EXERCISE MATERIALS
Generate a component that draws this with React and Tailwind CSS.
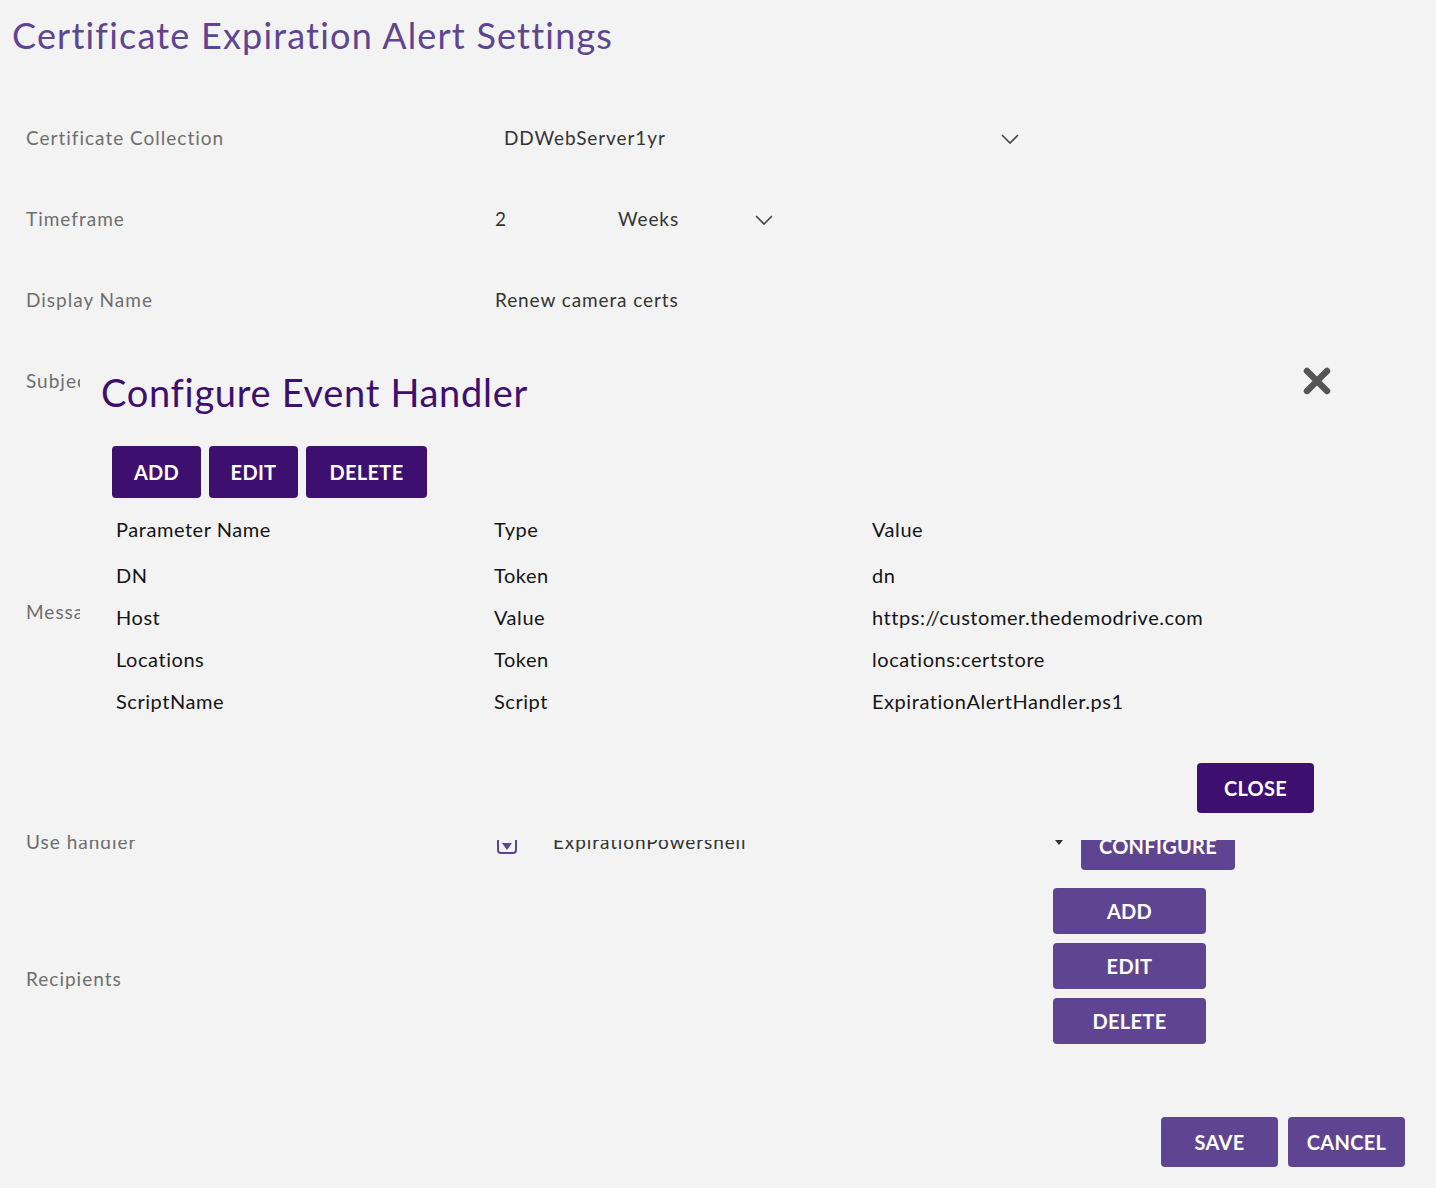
import React from 'react';

const font = { fontFamily: '"Lato", "Liberation Sans", sans-serif' };

function Chevron({ className }) {
  return (
    <svg width="18" height="10" viewBox="0 0 18 10" className={className}>
      <path d="M1 1 L9 9 L17 1" fill="none" stroke="#444" strokeWidth="1.6" />
    </svg>
  );
}

function Row({ label, h, children }) {
  return (
    <div className={`flex items-center ${h}`}>
      <div className="w-[495px] shrink-0 pl-[26px] text-[19px] tracking-[1px] text-[#6e6e6e]">{label}</div>
      <div className="flex-1 flex items-center text-[19px] tracking-[0.9px] text-[#333]">{children}</div>
    </div>
  );
}

const params = [
  ['DN', 'Token', 'dn'],
  ['Host', 'Value', 'https://customer.thedemodrive.com'],
  ['Locations', 'Token', 'locations:certstore'],
  ['ScriptName', 'Script', 'ExpirationAlertHandler.ps1'],
];

export default function App() {
  return (
    <div className="relative min-h-[1188px] bg-[#f3f3f3]" style={font}>
      <h1 className="pl-[12px] pt-[13px] h-[98px] text-[36px] leading-[44px] tracking-[1.2px] text-[#5f4591]">
        Certificate Expiration Alert Settings
      </h1>

      <Row label="Certificate Collection" h="h-[81px]">
        <div className="flex w-[530px] items-center justify-between pl-[9px] pr-[6px]">
          <span>DDWebServer1yr</span>
          <Chevron />
        </div>
      </Row>
      <Row label="Timeframe" h="h-[81px]">
        <span className="w-[123px]">2</span>
        <div className="flex w-[155px] items-center justify-between">
          <span>Weeks</span>
          <Chevron />
        </div>
      </Row>
      <Row label="Display Name" h="h-[81px]">
        <span>Renew camera certs</span>
      </Row>
      <Row label="Subject" h="h-[81px]">
        <span />
      </Row>
      <Row label="Message" h="h-[380px]">
        <span />
      </Row>
      <Row label="Use handler" h="h-[81px]">
        <div className="flex w-[740px] items-center">
          <div className="mt-[2px] ml-[2px] flex h-[20px] w-[20px] items-end justify-center rounded-[4px] border-2 border-[#5f4591] pb-[2px]">
            <svg width="10" height="7" viewBox="0 0 10 7"><path d="M0 0 L10 0 L5 7 Z" fill="#5f4591" /></svg>
          </div>
          <span className="ml-[36px] flex-1">ExpirationPowershell</span>
          <svg width="8" height="5" viewBox="0 0 8 5" className="mr-[18px]"><path d="M0 0 L8 0 L4 5 Z" fill="#333" /></svg>
          <button className="mt-[6px] h-[48px] w-[154px] rounded-[4px] bg-[#5f4591] text-[20px] font-bold tracking-[0.3px] text-white">
            CONFIGURE
          </button>
        </div>
      </Row>
      <div className="flex h-[192px]">
        <div className="w-[495px] shrink-0 pl-[26px] flex items-center text-[19px] tracking-[1px] text-[#6e6e6e]">Recipients</div>
        <div className="ml-[558px] flex flex-col gap-[9px] pt-[5px]">
          {['ADD', 'EDIT', 'DELETE'].map((b) => (
            <button key={b} className="h-[46px] w-[153px] rounded-[4px] bg-[#5f4591] text-[20px] font-bold tracking-[0.3px] text-white">
              {b}
            </button>
          ))}
        </div>
      </div>
      <div className="flex justify-end gap-[10px] pr-[31px] pt-[42px]">
        <button className="h-[50px] w-[117px] rounded-[4px] bg-[#5f4591] text-[20px] font-bold tracking-[0.3px] text-white">SAVE</button>
        <button className="h-[50px] w-[117px] rounded-[4px] bg-[#5f4591] text-[20px] font-bold tracking-[0.3px] text-white">CANCEL</button>
      </div>

      {/* Configure Event Handler dialog */}
      <div className="absolute left-[80px] top-[345px] h-[495px] w-[1274px] bg-[#f3f3f3]">
        <div className="flex items-start justify-between pl-[21px] pr-[23px] pt-[22px]">
          <h2 className="text-[38px] leading-[50px] tracking-[0.7px] text-[#3d0f6f]">Configure Event Handler</h2>
          <svg width="28" height="28" viewBox="0 0 28 28">
            <path d="M4 4 L24 24 M24 4 L4 24" stroke="#555" strokeWidth="6.5" strokeLinecap="round" />
          </svg>
        </div>
        <div className="pl-[32px] pr-[40px]">
          <div className="mt-[29px] flex gap-[8px]">
            <button className="h-[52px] w-[89px] rounded-[4px] bg-[#3d0f6f] text-[20px] font-bold tracking-[0.3px] text-white">ADD</button>
            <button className="h-[52px] w-[89px] rounded-[4px] bg-[#3d0f6f] text-[20px] font-bold tracking-[0.3px] text-white">EDIT</button>
            <button className="h-[52px] w-[121px] rounded-[4px] bg-[#3d0f6f] text-[20px] font-bold tracking-[0.3px] text-white">DELETE</button>
          </div>
          <div className="mt-[8px] text-[20px] tracking-[0.55px] text-[#141414]">
            <div className="grid h-[48px] grid-cols-[378px_378px_1fr] items-center pb-[2px]">
              <span className="pl-[4px]">Parameter Name</span>
              <span className="pl-[4px]">Type</span>
              <span className="pl-[4px]">Value</span>
            </div>
            {params.map((p) => (
              <div key={p[0]} className="grid h-[42px] grid-cols-[378px_378px_1fr] items-center">
                <span className="pl-[4px]">{p[0]}</span>
                <span className="pl-[4px]">{p[1]}</span>
                <span className="pl-[4px]">{p[2]}</span>
              </div>
            ))}
          </div>
          <div className="mt-[41px] flex justify-end">
            <button className="h-[50px] w-[117px] rounded-[4px] bg-[#3d0f6f] text-[20px] font-bold tracking-[0.3px] text-white">CLOSE</button>
          </div>
        </div>
      </div>
    </div>
  );
}
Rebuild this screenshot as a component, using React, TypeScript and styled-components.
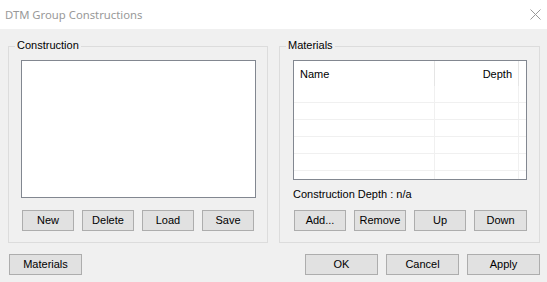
import React from "react";
import styled, { createGlobalStyle } from "styled-components";

const GlobalStyle = createGlobalStyle`
  html, body {
    margin: 0;
    padding: 0;
    background: #f0f0f0;
  }
`;

const Window = styled.div`
  width: 547px;
  height: 282px;
  background: #f0f0f0;
  display: flex;
  flex-direction: column;
  font-family: "Liberation Sans", Arial, sans-serif;
  font-size: 11px;
  color: #000;
  overflow: hidden;
`;

const TitleBar = styled.div`
  height: 29px;
  background: #fff;
  display: flex;
  align-items: center;
  justify-content: space-between;
  padding: 0 6px 0 5px;
`;

const Title = styled.span`
  font-family: "Noto Sans", "Open Sans", sans-serif;
  font-size: 11.3px;
  color: #999;
  margin-top: -1px;
`;

const Body = styled.div`
  padding: 17px 7px 0 8px;
  display: flex;
  flex-direction: column;
`;

const GroupsRow = styled.div`
  display: flex;
  gap: 11px;
`;

const Group = styled.div<{ $width: number }>`
  position: relative;
  width: ${(p) => p.$width}px;
  box-sizing: border-box;
  border: 1px solid #dcdcdc;
  padding: 13px 11px 11px ${(p) => (p.$width > 260 ? 13 : 12)}px;
  display: flex;
  flex-direction: column;
`;

const Legend = styled.span`
  position: absolute;
  top: -8px;
  left: 6px;
  padding: 0 2px;
  line-height: 13px;
  background: #f0f0f0;
`;

const ListBox = styled.div`
  width: 235px;
  height: 138px;
  box-sizing: border-box;
  border: 1px solid #828790;
  background: #fff;
`;

const ListView = styled.div`
  width: 234px;
  height: 120px;
  box-sizing: border-box;
  border: 1px solid #828790;
  background: #fff;
  display: grid;
  grid-template-columns: 141px 84px 1fr;
  grid-auto-rows: 17px;
  grid-template-rows: 25px;
  overflow: hidden;
`;

const HeadCell = styled.div<{ $right?: boolean }>`
  border-right: 1px solid #e5e5e5;
  display: flex;
  align-items: center;
  justify-content: ${(p) => (p.$right ? "flex-end" : "flex-start")};
  padding: 0 6px 0 6px;
`;

const HeadFiller = styled.div``;

const Cell = styled.div<{ $last?: boolean }>`
  border-bottom: 1px solid #f0f0f0;
  border-right: ${(p) => (p.$last ? "none" : "1px solid #f0f0f0")};
`;

const InfoText = styled.div`
  margin-top: 8px;
  line-height: 13px;
  height: 13px;
`;

const ButtonRow = styled.div<{ $top: number; $pad?: number }>`
  display: flex;
  gap: 8px;
  margin-top: ${(p) => p.$top}px;
  padding-left: ${(p) => p.$pad ?? 0}px;
`;

const Button = styled.button<{ $w?: number }>`
  width: ${(p) => p.$w ?? 52}px;
  height: 21px;
  box-sizing: border-box;
  border: 1px solid #adadad;
  background: #e1e1e1;
  font-family: "Liberation Sans", Arial, sans-serif;
  font-size: 11px;
  color: #000;
  padding: 0;
  margin: 0;
  line-height: 19px;
`;

const BottomBar = styled.div`
  display: flex;
  justify-content: space-between;
  margin-top: 11px;
  padding-left: 1px;
`;

const CloseIcon = () => (
  <svg width="11" height="11" viewBox="0 0 11 11">
    <path d="M0.5 0.5 L10.5 10.5 M10.5 0.5 L0.5 10.5" stroke="#9a9a9a" strokeWidth="1" fill="none" />
  </svg>
);

const rows = [0, 1, 2, 3, 4, 5];

export default function App() {
  return (
    <>
      <GlobalStyle />
      <Window>
        <TitleBar>
          <Title>DTM Group Constructions</Title>
          <CloseIcon />
        </TitleBar>
        <Body>
          <GroupsRow>
            <Group $width={260}>
              <Legend>Construction</Legend>
              <ListBox />
              <ButtonRow $top={12} $pad={1}>
                <Button>New</Button>
                <Button>Delete</Button>
                <Button>Load</Button>
                <Button>Save</Button>
              </ButtonRow>
            </Group>
            <Group $width={261}>
              <Legend>Materials</Legend>
              <ListView>
                <HeadCell>Name</HeadCell>
                <HeadCell $right>Depth</HeadCell>
                <HeadFiller />
                {rows.map((r) => (
                  <React.Fragment key={r}>
                    <Cell />
                    <Cell />
                    <Cell $last />
                  </React.Fragment>
                ))}
              </ListView>
              <InfoText>Construction Depth : n/a</InfoText>
              <ButtonRow $top={9} $pad={1}>
                <Button>Add...</Button>
                <Button>Remove</Button>
                <Button>Up</Button>
                <Button $w={53}>Down</Button>
              </ButtonRow>
            </Group>
          </GroupsRow>
          <BottomBar>
            <Button $w={73}>Materials</Button>
            <ButtonRow $top={0}>
              <Button $w={73}>OK</Button>
              <Button $w={73}>Cancel</Button>
              <Button $w={73}>Apply</Button>
            </ButtonRow>
          </BottomBar>
        </Body>
      </Window>
    </>
  );
}
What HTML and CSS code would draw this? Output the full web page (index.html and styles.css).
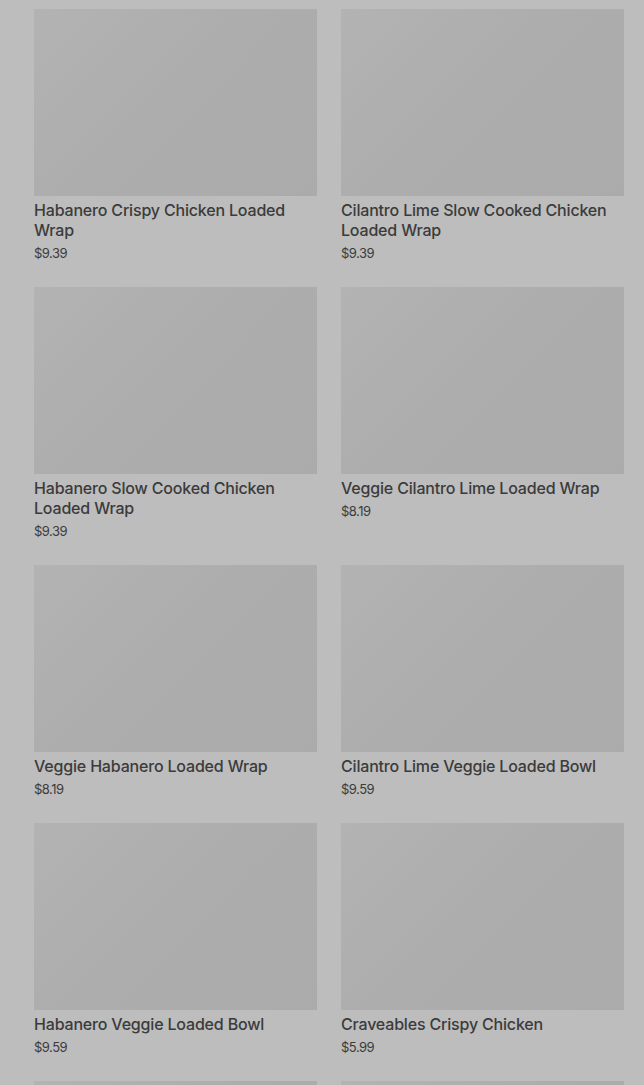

TASK PROMPT
A line counts if it holds the word "React". How many lines of the entries count? Give the number only.

RESULT OF THIS TASK
6